E intanto… Manfred Weber, nominato presidente del Ppe, ha ribadito in un recente intervista che dal Green Deal non si torna indietro. Weber è stato seguito a ruota da Ursula von der Leyen che, nel delicato tentativo di mettere insieme una maggioranza non traballante, ha posto sempre il Green Deal tra le cinque priorità dei prossimi cinque anni di governo. Ovviamente ammesso che, come accade spesso nei Conclave, chi entra Papa non esca cardinale. Green Deal, per la verità, che è stato sorpassato a sinistra da altre tematiche cogenti come la competitività, la Difesa, le questioni sociali e la semplificazione normativa. Sintetizzando: la transizione verde è indispensabile ma non così indispensabile come nel 2019. Ora: cosa sia cambiato in meglio o in peggio dopo un lustro di propositi più o meno buoni è difficile da stabilire con determinazione matematica, ma che siano indispensabili delle correzioni ‘in corsa’ questo è ineluttabile.

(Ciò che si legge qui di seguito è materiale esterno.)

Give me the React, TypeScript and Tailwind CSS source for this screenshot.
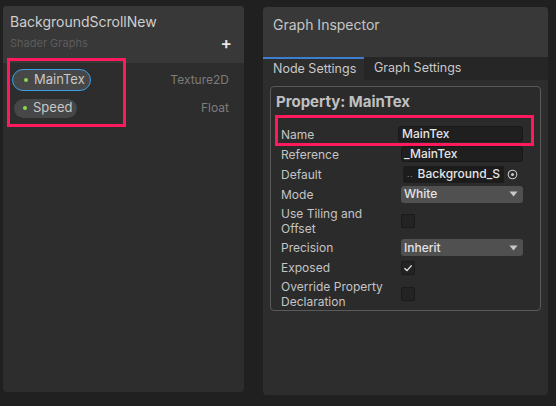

Con o senza i Verdi, oppure anche solo con l’appoggio esterno, il Green Deal continuerà a esserci. Giusto. Ma qui si torna al punto di partenza: più delle ideologie e di certe rigide ottusità saranno i denari da investire nella transizione verde a fare la differenza. E di denari ne serviranno davvero tanti: in fondo, più le pratiche sono virtuose più i costi aumentano. Saranno determinanti i fondi privati e il buonsenso collettivo, sarà determinante coinvolgere sempre di più Cina, India e Stati Uniti in un percorso che abbia cura del Pianeta senza creare ulteriori diseguaglianze non solo tra Paesi ma tra blocchi di Paesi, come ad esempio la Ue e i Brics.

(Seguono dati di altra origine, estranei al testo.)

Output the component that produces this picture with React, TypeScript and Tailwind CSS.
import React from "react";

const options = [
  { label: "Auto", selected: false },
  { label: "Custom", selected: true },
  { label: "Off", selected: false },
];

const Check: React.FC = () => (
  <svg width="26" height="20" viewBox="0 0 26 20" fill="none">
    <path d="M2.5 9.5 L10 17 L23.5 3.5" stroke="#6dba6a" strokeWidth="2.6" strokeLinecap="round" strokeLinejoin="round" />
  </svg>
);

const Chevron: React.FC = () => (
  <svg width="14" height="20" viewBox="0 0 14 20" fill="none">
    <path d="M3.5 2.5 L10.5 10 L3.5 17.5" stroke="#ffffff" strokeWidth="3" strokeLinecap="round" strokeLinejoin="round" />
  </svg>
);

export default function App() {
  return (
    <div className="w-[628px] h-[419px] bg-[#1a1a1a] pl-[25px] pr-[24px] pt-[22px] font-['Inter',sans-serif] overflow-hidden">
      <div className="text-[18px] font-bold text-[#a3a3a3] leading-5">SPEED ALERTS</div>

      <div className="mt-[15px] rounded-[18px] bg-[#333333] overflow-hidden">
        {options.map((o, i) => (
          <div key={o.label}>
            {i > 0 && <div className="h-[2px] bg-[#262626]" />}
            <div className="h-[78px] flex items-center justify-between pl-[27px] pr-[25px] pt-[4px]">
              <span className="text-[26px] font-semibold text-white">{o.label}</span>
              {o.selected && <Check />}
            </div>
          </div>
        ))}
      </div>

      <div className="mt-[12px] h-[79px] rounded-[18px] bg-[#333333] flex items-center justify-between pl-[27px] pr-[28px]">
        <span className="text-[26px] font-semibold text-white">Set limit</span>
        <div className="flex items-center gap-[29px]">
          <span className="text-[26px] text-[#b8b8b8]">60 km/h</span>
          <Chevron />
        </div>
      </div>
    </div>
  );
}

Il presidente di Federacciai, Antonio Gozzi, scrive in un suo intervento che “dietro l’estremismo ambientalista, ideologico ed astratto, che purtroppo ha orientato negli ultimi dieci anni anche le politiche europee contro il climate change e per il così detto green deal, ci siano anche alcuni ‘grandi vecchi’, sconfitti nel loro credo dalla storia, ma che hanno rivestito lo spirito e il pregiudizio anticapitalista e anti-impresa con le bandiere dei verdi”. Cita Noam Chomsky e Robert Pollin e giunge a sostenere che Occidente e Stati Uniti andranno avanti ma dovranno fare i conti con il popolo. “’Voi parlate della fine del mondo ma noi ci preoccupiamo della fine del mese. Come sopravviveremo alle vostre riforme?, è questa la domanda pressante a cui bisogna dare risposte concrete onde evitare un rigetto totale delle politiche ambientaliste”, sottolinea Gozzi.

Non è indispensabile essere d’accordo, è fondamentale riflettere. E fornire risposte concrete. Il cambiamento climatico è sotto i nostri occhi, “non ci sono più le stagioni di una volta” direbbe qualcuno, ed è una evidenza che si abbatte sulle economie, sul turismo, sull’agricoltura. Come se ne esce? E’ chiaro che ricerca, innovazione, nuove tecnologie, rinnovabili, nucleare sono gli ingredienti indispensabili di una ricetta che, comunque, dovrà avere il sostegno economico di Stati e di industrie. Finanziare il futuro delle generazioni future: non è uno slogan ma una necessità. Insomma, adelante ma con juicio.